И вспоминали бы о нем с благодарностью, без той отчужденности, что потом обнаружил кое-кто даже из домашнего окружения. Игорь Кваша, например, в интервью после смерти Ефремова рассказывал, как Олег Николаевич, уходя из «Современника» во МХАТ, приехал взволнованный к нему, Кваше, на дачу. Меня заело: не вашу, Игорь — Штейнов. Вы там жили на правах родственника.

Нехорошо отступаться, даже если ситуация изменилась, и драматург Штейн теперь не в чести.

Соглашатель? А когда, от кого это скрывалось? Между тем, кто только не пользовался его гостеприимством! Многолетиями. А попробовали бы вот так, всей гоп-компанией, экспромтом, что называется, к Твардовскому, к примеру, нагрянуть: вот именно, не посмели бы, и в голову бы не пришло.

Не сомневаюсь, что и Ефремова первой на даче встретила Людмила Яковлевна, наша всеобщая тетя Люся. Усадила, выспросила. И даже Ефремов вряд ли от чар ее устоял.

Страсть Люси Штейн быть в курсе всего, как бы и суетная, возвышалась до бескорыстия, свойственного одержимости. Да, бывало, что распираемая объемом имеющейся информации, она делилась некоторыми фактами с несколько большей щедростью, чем лица, ей доверившиеся, предполагали. Но к сплетницам ее было бы несправедливо причислить. Натура ее не вмещалась в такое определение, потому что коварство, как побуждение к сплетне, в ней отсутствовало, а если огрехи и случались, ее не следовало бы за них винить.

Тут сказывалась специфика тогдашнего нашего существования. Все, несмотря на различия, были спаяны со всеми. И Люся Штейн лишь выразителем являлась общей надобности, общей зависимости друг от друга и всеобщей же невозможности податься куда-либо в сторону.

В обреченности на аморфность во многих жизненных сферах, энергия неуемная просыпалась при личных контактах, порой обращающихся в удавку.

Никому ничего не удавалось скрыть. Осведомленность полная друг о друге приводила чаще к конфликтности, чем к дружественности, но силилась выглядеть сплоченностью.

Штейны, оба, и способствовали и сами поддавались иллюзиям, что эпоха, в которую довелось жить, может сойти за нормальную. Люди трезвые, они понимали, что если когда-либо перемены и возникнут, им до них не дожить.

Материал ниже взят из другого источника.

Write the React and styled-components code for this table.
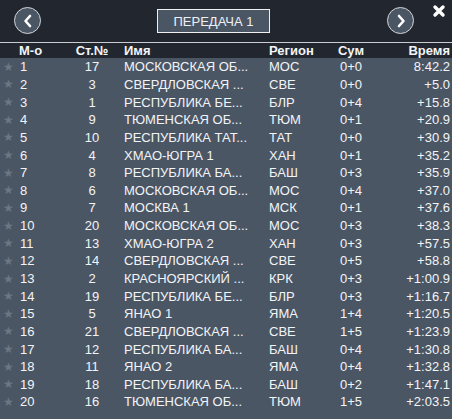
import React from 'react';
import styled, { createGlobalStyle } from 'styled-components';

const GlobalStyle = createGlobalStyle`
  html, body {
    margin: 0;
    padding: 0;
    background: #4b5665;
    font-family: "Liberation Sans", Arial, sans-serif;
  }
`;

const Page = styled.div`
  width: 452px;
  min-height: 419px;
  background: #4b5665;
  color: #f2f4f6;
  font-size: 13px;
`;

const TopBar = styled.div`
  height: 43px;
  background: #22272f;
  display: grid;
  grid-template-columns: 14px 27px 116px 113px 117px 27px 1fr;
  align-items: start;
  border-bottom: 1px solid #c9cdd2;
  box-sizing: border-box;
`;

const RoundButton = styled.div`
  grid-column: ${p => p.col};
  margin-top: 7px;
  width: 27px;
  height: 27px;
  box-sizing: border-box;
  border-radius: 50%;
  border: 1.5px solid #d3d6da;
  background: #4b5665;
  display: flex;
  align-items: center;
  justify-content: center;
`;

const Title = styled.div`
  grid-column: 4;
  margin-top: 9px;
  height: 24px;
  box-sizing: border-box;
  border: 1px solid #f0f0f0;
  background: #4b5665;
  display: flex;
  align-items: center;
  justify-content: center;
  font-size: 13px;
  color: #eef0f3;
`;

const Close = styled.div`
  grid-column: 7;
  margin-top: 4px;
  margin-left: 18px;
  color: #ffffff;
`;

const Row = styled.div`
  display: grid;
  grid-template-columns: 18px 52px 44px 155px 61px 42px 1fr;
  align-items: center;
  height: ${p => (p.head ? '15px' : '17.65px')};
  background: ${p => (p.head ? '#22272f' : 'transparent')};
  font-weight: ${p => (p.head ? 'bold' : 'normal')};
  white-space: nowrap;
`;

const Cell = styled.div`
  text-align: ${p => p.align || 'left'};
  padding-left: ${p => p.pl || 0}px;
  padding-right: ${p => p.pr || 0}px;
  overflow: hidden;
  grid-column: ${p => p.span || 'auto'};
`;

const Star = styled.div`
  color: #6c7785;
  font-family: "DejaVu Sans", sans-serif;
  font-size: 12px;
  padding-left: 3px;
  line-height: 1;
`;

const Body = styled.div`
  padding-top: 0;
`;

const rows = [
  [1, 17, 'МОСКОВСКАЯ ОБ...', 'МОС', '0+0', '8:42.2'],
  [2, 3, 'СВЕРДЛОВСКАЯ ...', 'СВЕ', '0+0', '+5.0'],
  [3, 1, 'РЕСПУБЛИКА БЕ...', 'БЛР', '0+4', '+15.8'],
  [4, 9, 'ТЮМЕНСКАЯ ОБ...', 'ТЮМ', '0+1', '+20.9'],
  [5, 10, 'РЕСПУБЛИКА ТАТ...', 'ТАТ', '0+0', '+30.9'],
  [6, 4, 'ХМАО-ЮГРА 1', 'ХАН', '0+1', '+35.2'],
  [7, 8, 'РЕСПУБЛИКА БА...', 'БАШ', '0+3', '+35.9'],
  [8, 6, 'МОСКОВСКАЯ ОБ...', 'МОС', '0+4', '+37.0'],
  [9, 7, 'МОСКВА 1', 'МСК', '0+1', '+37.6'],
  [10, 20, 'МОСКОВСКАЯ ОБ...', 'МОС', '0+3', '+38.3'],
  [11, 13, 'ХМАО-ЮГРА 2', 'ХАН', '0+3', '+57.5'],
  [12, 14, 'СВЕРДЛОВСКАЯ ...', 'СВЕ', '0+5', '+58.8'],
  [13, 2, 'КРАСНОЯРСКИЙ ...', 'КРК', '0+3', '+1:00.9'],
  [14, 19, 'РЕСПУБЛИКА БЕ...', 'БЛР', '0+3', '+1:16.7'],
  [15, 5, 'ЯНАО 1', 'ЯМА', '1+4', '+1:20.5'],
  [16, 21, 'СВЕРДЛОВСКАЯ ...', 'СВЕ', '1+5', '+1:23.9'],
  [17, 12, 'РЕСПУБЛИКА БА...', 'БАШ', '0+4', '+1:30.8'],
  [18, 11, 'ЯНАО 2', 'ЯМА', '0+4', '+1:32.8'],
  [19, 18, 'РЕСПУБЛИКА БА...', 'БАШ', '0+2', '+1:47.1'],
  [20, 16, 'ТЮМЕНСКАЯ ОБ...', 'ТЮМ', '1+5', '+2:03.5'],
];

function Chevron({ dir }) {
  const d = dir === 'left' ? 'M9 3 L4.5 8 L9 13' : 'M5 3 L9.5 8 L5 13';
  return (
    <svg width="14" height="16" viewBox="0 0 14 16">
      <path d={d} fill="none" stroke="#ffffff" strokeWidth="2.6" strokeLinecap="round" strokeLinejoin="round" />
    </svg>
  );
}

function App() {
  return (
    <Page>
      <GlobalStyle />
      <TopBar>
        <RoundButton col={2}>
          <Chevron dir="left" />
        </RoundButton>
        <Title>ПЕРЕДАЧА 1</Title>
        <RoundButton col={6}>
          <Chevron dir="right" />
        </RoundButton>
        <Close>
          <svg width="14" height="14" viewBox="0 0 14 14">
            <path d="M3 3 L11 11 M11 3 L3 11" stroke="#ffffff" strokeWidth="3.4" strokeLinecap="round" />
          </svg>
        </Close>
      </TopBar>

      <Row head>
        <Cell span="1 / 3" pl={19}>М-о</Cell>
        <Cell align="center">Ст.№</Cell>
        <Cell pl={10}>Имя</Cell>
        <Cell>Регион</Cell>
        <Cell align="center">Сум</Cell>
        <Cell align="right" pr={2}>Время</Cell>
      </Row>

      <Body>
        {rows.map(r => (
          <Row key={r[0]}>
            <Star>★</Star>
            <Cell pl={2}>{r[0]}</Cell>
            <Cell align="center">{r[1]}</Cell>
            <Cell pl={10}>{r[2]}</Cell>
            <Cell>{r[3]}</Cell>
            <Cell align="center">{r[4]}</Cell>
            <Cell align="right" pr={2}>{r[5]}</Cell>
          </Row>
        ))}
      </Body>
    </Page>
  );
}

export default App;
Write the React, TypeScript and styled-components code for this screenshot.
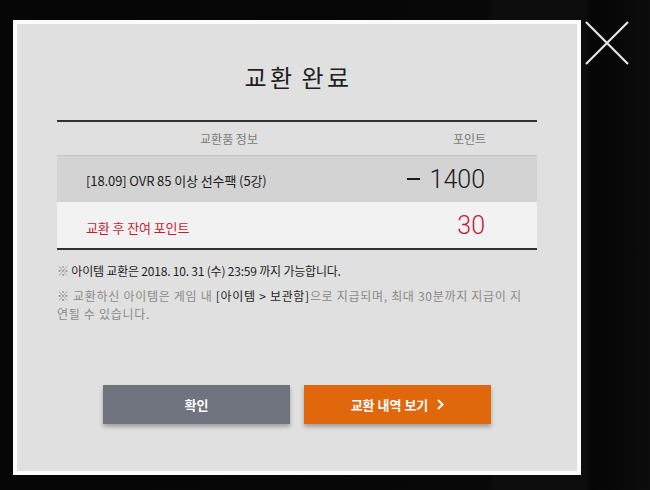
import React from "react";
import styled, { createGlobalStyle } from "styled-components";

const Global = createGlobalStyle`
  html, body { margin: 0; padding: 0; background: #070707; }
  body { font-family: "Noto Sans CJK KR", "Noto Sans", sans-serif; }
  * { box-sizing: border-box; }
`;

const Page = styled.div`
  width: 650px;
  height: 490px;
  overflow: hidden;
  background: linear-gradient(90deg, #060606 0%, #080808 75%, #0d0d0d 76%, #0d0d0d 90%, #050505 91%, #0c0c0c 100%);
  padding: 20px 0 0 13px;
  display: flex;
  align-items: flex-start;
  gap: 3px;
`;

const Modal = styled.div`
  width: 568px;
  height: 455px;
  border: 4px solid #fbfbfb;
  background: #e0e0e0;
  display: flex;
  flex-direction: column;
  align-items: center;
  padding: 38px 40px 0 40px;
`;

const Title = styled.h1`
  margin: 0;
  font-size: 24px;
  line-height: 30px;
  font-weight: 400;
  color: #1e1e1e;
  letter-spacing: 3.5px;
  word-spacing: -3px;
  padding-left: 3px;
`;

const Table = styled.div`
  margin-top: 28px;
  width: 480px;
  border-top: 2px solid #333;
  border-bottom: 2px solid #333;
`;

const HeadRow = styled.div`
  display: grid;
  grid-template-columns: 344px 1fr;
  height: 33px;
  align-items: center;
  font-size: 12px;
  color: #7a7a7a;
`;

const HeadCell = styled.div<{ $align: "center" | "right" }>`
  text-align: ${(p) => p.$align};
  padding-right: ${(p) => (p.$align === "right" ? "51px" : "0")};
`;

const Row = styled.div<{ $bg: string; $topBorder?: boolean; $h: number }>`
  display: flex;
  align-items: center;
  justify-content: space-between;
  height: ${(p) => p.$h}px;
  background: ${(p) => p.$bg};
  border-top: ${(p) => (p.$topBorder ? "1px solid #c4c4c4" : "none")};
  padding: 0 52px 0 29px;
`;

const ItemName = styled.span<{ $red?: boolean }>`
  font-size: 13px;
  color: ${(p) => (p.$red ? "#c31d34" : "#1c1c1c")};
  letter-spacing: -0.1px;
  padding-top: ${(p) => (p.$red ? "4px" : "3px")};
`;

const Points = styled.span<{ $red?: boolean }>`
  font-family: Roboto, "Liberation Sans", sans-serif;
  font-weight: 300;
  font-size: 25px;
  color: ${(p) => (p.$red ? "#c31d34" : "#1a1a1a")};
  display: flex;
  align-items: center;
  gap: 10px;
`;

const Minus = styled.span`
  display: inline-block;
  width: 13px;
  height: 2px;
  background: #1a1a1a;
`;

const Notes = styled.div`
  margin-top: 12px;
  width: 480px;
  font-size: 12px;
`;

const Note = styled.p<{ $gray?: boolean; $gap: number; $spacing: number; $width: number }>`
  margin: ${(p) => p.$gap}px 0 0 0;
  width: ${(p) => p.$width}px;
  line-height: 18px;
  letter-spacing: ${(p) => p.$spacing}px;
  color: ${(p) => (p.$gray ? "#8a8a8a" : "#1e1e1e")};
`;

const Mark = styled.span`
  color: #8a8a8a;
`;

const Strong = styled.span`
  color: #1e1e1e;
`;

const Buttons = styled.div`
  margin-top: 62px;
  display: flex;
  gap: 14px;
`;

const Button = styled.button<{ $bg: string }>`
  width: 187px;
  height: 39px;
  border: none;
  background: ${(p) => p.$bg};
  color: #fff;
  font-family: "Noto Sans CJK KR", sans-serif;
  font-weight: 700;
  font-size: 13px;
  box-shadow: 0 3px 4px rgba(0, 0, 0, 0.28);
  display: flex;
  align-items: center;
  justify-content: center;
  gap: 9px;
  cursor: pointer;
`;

const Close = styled.button`
  width: 46px;
  height: 46px;
  padding: 0;
  border: none;
  background: transparent;
  cursor: pointer;
`;

export default function App() {
  return (
    <>
      <Global />
      <Page>
        <Modal>
          <Title>교환 완료</Title>
          <Table>
            <HeadRow>
              <HeadCell $align="center">교환품 정보</HeadCell>
              <HeadCell $align="right">포인트</HeadCell>
            </HeadRow>
            <Row $bg="#d3d3d3" $topBorder $h={47}>
              <ItemName>[18.09] OVR 85 이상 선수팩 (5강)</ItemName>
              <Points>
                <Minus />
                1400
              </Points>
            </Row>
            <Row $bg="#f2f2f2" $h={46}>
              <ItemName $red>교환 후 잔여 포인트</ItemName>
              <Points $red>30</Points>
            </Row>
          </Table>
          <Notes>
            <Note $gap={0} $spacing={-0.2} $width={480}>
              <Mark>※</Mark> 아이템 교환은 2018. 10. 31 (수) 23:59 까지 가능합니다.
            </Note>
            <Note $gray $gap={7} $spacing={0.7} $width={470}>
              ※ 교환하신 아이템은 게임 내 <Strong>[아이템 &gt; 보관함]</Strong>으로 지급되며, 최대 30분까지 지급이 지연될 수 있습니다.
            </Note>
          </Notes>
          <Buttons>
            <Button $bg="#6f737e">확인</Button>
            <Button $bg="#e0670b">
              교환 내역 보기
              <svg width="7" height="11" viewBox="0 0 7 11">
                <path d="M1 1 L5.5 5.5 L1 10" stroke="#fff" strokeWidth="2" fill="none" />
              </svg>
            </Button>
          </Buttons>
        </Modal>
        <Close aria-label="닫기">
          <svg width="46" height="46" viewBox="0 0 46 46">
            <path d="M2 2 L44 44 M44 2 L2 44" stroke="#e6e6e6" strokeWidth="2.2" />
          </svg>
        </Close>
      </Page>
    </>
  );
}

А если бы дожили, их бы ждало большое разочарование: коллекция, которую так тщательно собирали, обесценилась. Разве что как собрание казусов, курьезов ее теперь можно воспринимать: никем уже нечитаемые многостраничные романы, увядшая слава когда-то шумных премьер, дерзости — фиги в кармане. А вот что сохранилось, получило преемственность и в теперешних представителях творческих профессий, так это традиционная инфантильность в восприятии реальной действительности, преувеличение собственной значимости и историческая беспамятность, возможно, умышленная. Неприятно сознаться, что в который уж раз самые совестливые, просвещенные — цвет нации, как принято отзываться о нашей интеллигенции — оказались послушными статистами в шулерских играх, где на кон снова поставили народ и страну.